A Jaguar Waymo self-driving vehicle on display at the 2018 New York International Auto Show.
Adam Jeffery | CNBC
Yesterday’s science fiction is a real transportation option today for a growing segment of the population. I’m referring specifically to autonomously driven vehicles (ADV), which are picking up passengers without anyone in the driver’s seat in Metro Phoenix, gearing up to test in long haul trucks and delivering packages to residents in the Bay Area as you read this.
The fact that the technology is already being deployed for specific commercial applications signifies that it’s on track to deliver on its long-promised, broad-based potential benefits. But important work remains to continue to build trust and acceptance of this transformational technology.
At Waymo, where I’m Chief Safety Officer, ensuring that the public has an accurate perception of the technology is a top priority. We’re confident that autonomous driving technology has the potential to save lives—as demonstrated by study after study. But we also know that many people don’t fully understand how ADVs work, and that people fear what they don’t understand.
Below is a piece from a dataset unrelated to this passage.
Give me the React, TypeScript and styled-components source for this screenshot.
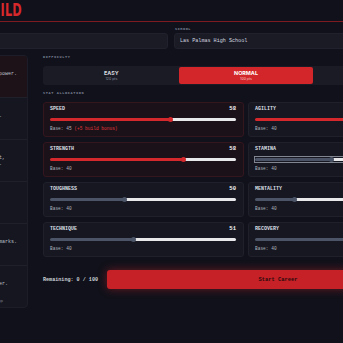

Several years ago, we launched a public education campaign aimed at demystifying the technology for the general public, because we’ve seen that the more people learn about it, the more eager they’ll be to embrace it. Through that work, we have witnessed how language shapes people’s perception, and how the words we use to describe technology will ultimately influence how people engage with and use it.
That’s true of working in any nascent industry, because you’re not just creating the foundational technology that future generations will build on, but you’re also introducing it to people for the first time. That is just as true for building ADVs here at Waymo as it was for me when I worked on innovative rocket launches and commercial space travel.
And it’s a big reason why we decided to drop the term “self-driving” from our lexicon earlier this year, and instead started using the term “autonomous driving,” exclusively. It’s not just a branding exercise, and it’s not just a hypothetical—it’s about limiting confusion to improve safety outcomes.
Some vehicles sold to the public and marketed as fully self-driving have features known as advanced driver-assistance systems (ADAS)—which, by design, perform only limited parts of the full driving task and, as a result, require a licensed human driver to remain behind the wheel and to stay attentive at all times. Using the same terminology to refer to different types of technology creates confusion for consumers and can create a false sense of security.
If someone is overly confident in a technology because they misinterpret the words used to describe it, they could unknowingly take risks that jeopardize their own safety and the safety of the people and cars around them. Safety experts have already concluded as much. We know from our own research how users operating with ADAS can quickly give the vehicle more responsibility than it’s designed to handle — even if the user has been given clear, unambiguous instructions not to.
We want to ensure that our commitment to safety carries across our technology, to our operations, and through to our public communications. That consistent thread is critically important. And the reality is that the vehicles in our fleet, at Waymo, are operated by an advanced suite of hardware, and software that ultimately automate the entire task of driving. By explaining that clearly and accurately with precise language, we’re not only ensuring consistency in our communications but we’re hoping to actually save lives.
Dr. Mauricio Pena is the chief safety officer of Waymo, where he oversees all of Waymo’s safety efforts and teams, including system safety, field safety, fleet operations safety and safety research.